Member of the Connecticut House of Representatives from the 1st district
- In office January 4, 1995 – January 5, 2011
- Preceded by: Eric D. Coleman
- Succeeded by: Matthew Ritter

Personal details
- Born: Hartford, Connecticut, U.S.
- Party: Democratic
- Education: Hampshire College and University of Connecticut

= Kenneth Green =

American politician

Kenneth P. Green is a social worker and Democratic and Independent politician from Hartford, Connecticut. He served as a Representative to the Connecticut House of Representatives for the 1st district.

==Early life==
Green was born in Hartford, Connecticut.
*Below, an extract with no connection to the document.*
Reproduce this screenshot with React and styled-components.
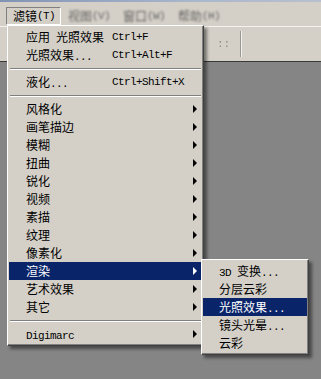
import React from "react";
import styled, { createGlobalStyle } from "styled-components";

const Global = createGlobalStyle`
  html, body { margin: 0; padding: 0; background: #868686; }
  body { font-family: "Noto Sans CJK SC", "Liberation Mono", monospace; font-size: 12px; line-height: 18px; }
`;

const Page = styled.div`
  position: relative;
  width: 321px;
  height: 379px;
  overflow: hidden;
  background: #858585;
  display: flex;
  flex-direction: column;
`;

const TitleStrip = styled.div`
  height: 2px;
  background: linear-gradient(90deg, #8193b5, #a9b6cc 60%, #b8c0cf);
`;

const MenuBar = styled.div`
  height: 24px;
  box-sizing: border-box;
  background: #d4d0c8;
  display: flex;
  align-items: flex-end;
  padding: 0 0 1px 6px;
`;

const BarItem = styled.div`
  height: 18px;
  box-sizing: border-box;
  padding: 0 5px 0 6px;
  display: flex;
  align-items: center;
  font-size: 12px;
  line-height: 16px;
  color: ${(p) => (p.$open ? "#000" : "#3c3c3c")};
  border: 1px solid ${(p) => (p.$open ? "#808080" : "transparent")};
  border-right-color: ${(p) => (p.$open ? "#fff" : "transparent")};
  border-bottom-color: ${(p) => (p.$open ? "#fff" : "transparent")};
  filter: ${(p) => (p.$open ? "none" : "blur(1px)")};
  opacity: ${(p) => (p.$open ? 1 : 0.75)};
`;

const ToolBar = styled.div`
  height: 36px;
  box-sizing: border-box;
  background: #d4d0c8;
  border-top: 1px solid #f4f3f0;
  border-bottom: 1px solid #3a3a3a;
  display: flex;
  align-items: center;
  padding-left: 217px;
  gap: 10px;
`;

const Grip = styled.div`
  font: 11px/18px "Liberation Mono", monospace;
  color: #8e8c85;
  filter: blur(0.5px);
`;

const ToolSep = styled.div`
  width: 1px;
  height: 26px;
  background: #9a978f;
  border-right: 1px solid #f2f1ee;
`;

const Workspace = styled.div`
  flex: 1;
  background: #858585;
`;

const Menu = styled.div`
  position: absolute;
  left: ${(p) => p.$x}px;
  top: ${(p) => p.$y}px;
  width: ${(p) => p.$w}px;
  box-sizing: border-box;
  background: #d4d0c8;
  border: 1px solid;
  border-color: #ffffff #404040 #404040 #ffffff;
  box-shadow: inset -1px -1px 0 #808080, inset 1px 1px 0 #d4d0c8,
    3px 3px 3px rgba(0, 0, 0, 0.45);
  padding: 2px 1px 2px 1px;
`;

const Row = styled.div`
  height: 18px;
  font-size: 12px;
  line-height: 18px;
  display: grid;
  grid-template-columns: ${(p) => p.$cols};
  align-items: center;
  padding-left: ${(p) => p.$pad}px;
  background: ${(p) => (p.$active ? "#0a246a" : "transparent")};
  color: ${(p) => (p.$active ? "#fff" : "#000")};
  white-space: nowrap;
`;

const Cjk = styled.span`
  font-family: "Noto Sans CJK SC", sans-serif;
  font-size: 12px;
`;

const Lat = styled.span`
  font-family: "Liberation Mono", monospace;
  font-size: 11px;
  letter-spacing: -0.6px;
`;

const Label = styled.span`
  display: block;
  height: 18px;
  line-height: 18px;
`;

const Shortcut = styled.span`
  font-family: "Liberation Mono", monospace;
  font-size: 11px;
  letter-spacing: -0.6px;
  line-height: 18px;
`;

const Sep = styled.div`
  height: 9px;
  display: flex;
  flex-direction: column;
  justify-content: center;
  &::before {
    content: "";
    display: block;
    margin: 0 1px;
    border-top: 1px solid #808080;
    border-bottom: 1px solid #ffffff;
  }
`;

const ArrowBox = styled.svg`
  margin-left: 7px;
  display: block;
`;

function Txt({ s }) {
  const parts = s.match(/[\x00-\x7f]+|[^\x00-\x7f]+/g) || [];
  return parts.map((p, i) =>
    /^[\x00-\x7f]/.test(p) ? <Lat key={i}>{p}</Lat> : <Cjk key={i}>{p}</Cjk>
  );
}

function Arrow({ color }) {
  return (
    <ArrowBox width="5" height="8" viewBox="0 0 5 8">
      <path d="M0 0 L4 4 L0 8 Z" fill={color} />
    </ArrowBox>
  );
}

const mainItems = [
  { t: "应用 光照效果", k: "Ctrl+F" },
  { t: "光照效果...", k: "Ctrl+Alt+F" },
  "sep",
  { t: "液化...", k: "Ctrl+Shift+X" },
  "sep",
  { t: "风格化", sub: true },
  { t: "画笔描边", sub: true },
  { t: "模糊", sub: true },
  { t: "扭曲", sub: true },
  { t: "锐化", sub: true },
  { t: "视频", sub: true },
  { t: "素描", sub: true },
  { t: "纹理", sub: true },
  { t: "像素化", sub: true },
  { t: "渲染", sub: true, active: true },
  { t: "艺术效果", sub: true },
  { t: "其它", sub: true },
  "sep",
  { t: "Digimarc", sub: true },
];

const subItems = [
  { t: "3D 变换..." },
  { t: "分层云彩" },
  { t: "光照效果...", active: true },
  { t: "镜头光晕..." },
  { t: "云彩" },
];

export default function App() {
  return (
    <>
      <Global />
      <Page>
        <TitleStrip />
        <MenuBar>
          <BarItem $open>
            <Txt s="滤镜(T)" />
          </BarItem>
          <BarItem>
            <Txt s="视图(V)" />
          </BarItem>
          <BarItem>
            <Txt s="窗口(W)" />
          </BarItem>
          <BarItem>
            <Txt s="帮助(H)" />
          </BarItem>
        </MenuBar>
        <ToolBar>
          <Grip>::</Grip>
          <ToolSep />
        </ToolBar>
        <Workspace />

        <Menu $x={7} $y={25} $w={197}>
          {mainItems.map((it, i) =>
            it === "sep" ? (
              <Sep key={i} />
            ) : (
              <Row key={i} $active={it.active} $pad={17} $cols="86px 1fr 16px">
                <Label>
                  <Txt s={it.t} />
                </Label>
                <Shortcut>{it.k || ""}</Shortcut>
                {it.sub ? <Arrow color={it.active ? "#fff" : "#000"} /> : <span />}
              </Row>
            )
          )}
        </Menu>

        <Menu $x={201} $y={259} $w={108}>
          {subItems.map((it, i) => (
            <Row key={i} $active={it.active} $pad={16} $cols="1fr">
              <Label>
                <Txt s={it.t} />
              </Label>
            </Row>
          ))}
        </Menu>
      </Page>
    </>
  );
}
He has a BA in Social Science from Hampshire College and earned an MA in Social Work at the University of Connecticut School of Social Work in 1979.

==Political career==
Green represented Connecticut's 1st assembly district from 1994 to 2010. During his legislative career, he chaired Connecticut's Legislative Black and Puerto Rican Caucus. In 2010, Green lost the Democratic primary to challenger Matthew Ritter; 1,153 votes to 1,151 votes. In 2017, Green ran as an Independent in a three way race for Connecticut House of Representatives District 7 against Democrat Rickey Pinckney Sr. and Working Families Party candidate Joshua Malik Hall.